> **WHAT THE EXERCISE ASKS**
Identify all lines below that hold "index" and collect them.

> **GIVEN DATA**
^^^^^^^^^^^^^^^^

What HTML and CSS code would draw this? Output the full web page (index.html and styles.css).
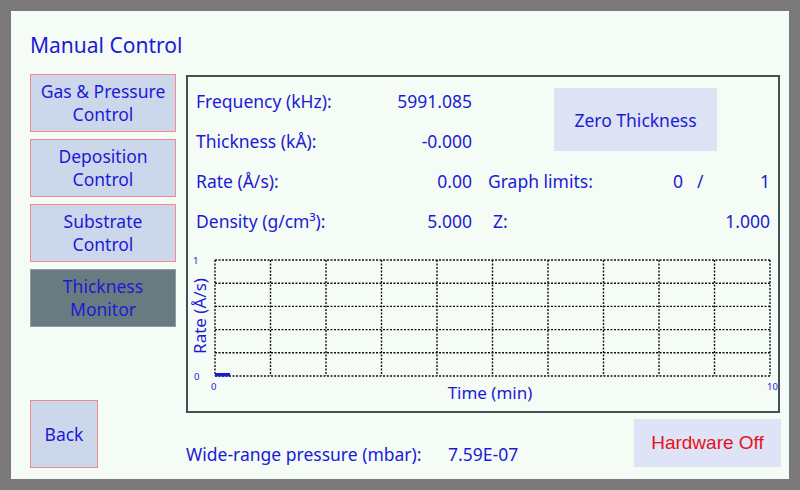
FILE: index.html
```html
<!DOCTYPE html>
<html lang="en">
<head>
    <meta charset="UTF-8">
    <title>Manual Control</title>
    <link rel="stylesheet" href="styles.css">
</head>
<body>
    <div class="screen">
        <div class="title">Manual Control</div>
        <div class="body">
            <div class="side">
                <button class="nav-btn">Gas &amp; Pressure<br>Control</button>
                <button class="nav-btn">Deposition<br>Control</button>
                <button class="nav-btn">Substrate<br>Control</button>
                <button class="nav-btn active">Thickness<br>Monitor</button>
                <button class="back-btn">Back</button>
            </div>
            <div class="main">
                <div class="panel">
                    <div class="readouts">
                        <div class="label">Frequency (kHz):</div>
                        <div class="value">5991.085</div>
                        <div class="zero-cell"><button class="zero-btn">Zero Thickness</button></div>
                        <div class="label">Thickness (kÅ):</div>
                        <div class="value">-0.000</div>
                        <div class="label">Rate (Å/s):</div>
                        <div class="value">0.00</div>
                        <div class="limits">
                            <span class="limits-label">Graph limits:</span>
                            <span class="limits-min">0</span>
                            <span class="limits-sep">/</span>
                            <span class="limits-max">1</span>
                        </div>
                        <div class="label">Density (g/cm³):</div>
                        <div class="value">5.000</div>
                        <div class="zrow">
                            <span class="z-label">Z:</span>
                            <span class="z-value">1.000</span>
                        </div>
                    </div>
                    <svg class="graph" width="590" height="170" viewBox="0 0 590 170">
                        <g class="grid">
                            <line x1="27" y1="19" x2="582" y2="19"/>
                            <line x1="27" y1="42.2" x2="582" y2="42.2"/>
                            <line x1="27" y1="65.4" x2="582" y2="65.4"/>
                            <line x1="27" y1="88.6" x2="582" y2="88.6"/>
                            <line x1="27" y1="111.8" x2="582" y2="111.8"/>
                            <line x1="27" y1="135" x2="582" y2="135"/>
                            <line x1="27" y1="19" x2="27" y2="135"/>
                            <line x1="82.5" y1="19" x2="82.5" y2="135"/>
                            <line x1="138" y1="19" x2="138" y2="135"/>
                            <line x1="193.5" y1="19" x2="193.5" y2="135"/>
                            <line x1="249" y1="19" x2="249" y2="135"/>
                            <line x1="304.5" y1="19" x2="304.5" y2="135"/>
                            <line x1="360" y1="19" x2="360" y2="135"/>
                            <line x1="415.5" y1="19" x2="415.5" y2="135"/>
                            <line x1="471" y1="19" x2="471" y2="135"/>
                            <line x1="526.5" y1="19" x2="526.5" y2="135"/>
                            <line x1="582" y1="19" x2="582" y2="135"/>
                        </g>
                        <rect class="trace" x="27" y="132" width="15" height="3.5"/>
                        <text class="tick" x="5" y="23">1</text>
                        <text class="tick" x="6" y="139">0</text>
                        <text class="tick" x="23" y="149">0</text>
                        <text class="tick" x="579" y="149">10</text>
                        <text class="axis" x="302" y="158" text-anchor="middle">Time (min)</text>
                        <text class="axis" transform="translate(18 75) rotate(-90)" text-anchor="middle">Rate (Å/s)</text>
                    </svg>
                </div>
                <div class="footer">
                    <div class="pressure">
                        <span class="pressure-label">Wide-range pressure (mbar):</span>
                        <span class="pressure-value">7.59E-07</span>
                    </div>
                    <button class="hw-btn">Hardware Off</button>
                </div>
            </div>
        </div>
    </div>
</body>
</html>
```

FILE: styles.css
```css
body {
    margin: 0;
    background: #7a7a7a;
    font-family: "Noto Sans", "DejaVu Sans", sans-serif;
    color: #1b1bd6;
}
.screen {
    margin: 11px;
    height: 468px;
    box-sizing: border-box;
    padding: 0 9px 11px 19px;
    background: #f5fbf5;
    display: flex;
    flex-direction: column;
}
.title {
    height: 63px;
    box-sizing: border-box;
    padding-top: 20px;
    font-size: 21px;
    line-height: 28px;
}
.body {
    flex: 1;
    display: flex;
    gap: 10px;
}
.side {
    width: 146px;
    flex-shrink: 0;
    display: flex;
    flex-direction: column;
    gap: 7px;
}
button {
    font-family: inherit;
    color: inherit;
    padding: 0;
    cursor: pointer;
}
.nav-btn {
    height: 58px;
    background: #cdd7ec;
    border: 1px solid #f28a8e;
    font-size: 17.5px;
    line-height: 23px;
}
.nav-btn.active {
    background: #687b81;
    border-color: #8c9ea3;
}
.back-btn {
    margin-top: auto;
    width: 68px;
    height: 68px;
    background: #cdd7ec;
    border: 1px solid #f28a8e;
    font-size: 17.5px;
}
.main {
    flex: 1;
    min-width: 0;
    display: flex;
    flex-direction: column;
}
.panel {
    margin-top: 1px;
    height: 338px;
    box-sizing: border-box;
    border: 2px solid #3d5358;
}
.readouts {
    display: grid;
    grid-template-columns: 150px 126px 1fr;
    grid-template-rows: repeat(4, 40px);
    padding: 4px 8px 0 8px;
    font-size: 17.5px;
    line-height: 40px;
}
.value {
    text-align: right;
}
.zero-cell {
    grid-row: span 2;
    padding-left: 16px;
}
.zero-btn {
    margin: 7px 0 0 66px;
    width: 163px;
    height: 63px;
    background: #dde2f5;
    border: none;
    font-size: 17.5px;
}
.limits {
    display: flex;
    padding-left: 16px;
}
.limits-label {
    width: 170px;
}
.limits-min {
    width: 25px;
    text-align: right;
}
.limits-sep {
    margin-left: 14px;
}
.limits-max {
    flex: 1;
    text-align: right;
}
.zrow {
    display: flex;
    justify-content: space-between;
    padding-left: 21px;
}
.graph {
    display: block;
}
.grid line {
    stroke: #111;
    stroke-width: 1.4;
    stroke-dasharray: 2 1.5;
}
.trace {
    fill: #1b1bd6;
}
.graph text {
    fill: #1b1bd6;
    font-family: "Noto Sans", "DejaVu Sans", sans-serif;
}
.tick {
    font-size: 9.5px;
}
.axis {
    font-size: 17px;
}
.footer {
    flex: 1;
    display: flex;
    justify-content: space-between;
    align-items: flex-end;
}
.pressure {
    margin-bottom: 4px;
    font-size: 17.5px;
    line-height: 20px;
}
.pressure-label {
    margin-right: 22px;
}
.hw-btn {
    width: 147px;
    height: 48px;
    margin: 0 -1px 1px 0;
    background: #dfe3f7;
    border: none;
    color: #e3141b;
    font-family: "Liberation Sans", Arial, sans-serif;
    font-size: 19px;
}
```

^^^^^^^^^^^^^^^^

> **FINAL RESULT**
What HTML and CSS code would draw this? Output the full web page (index.html and styles.css).
FILE: index.html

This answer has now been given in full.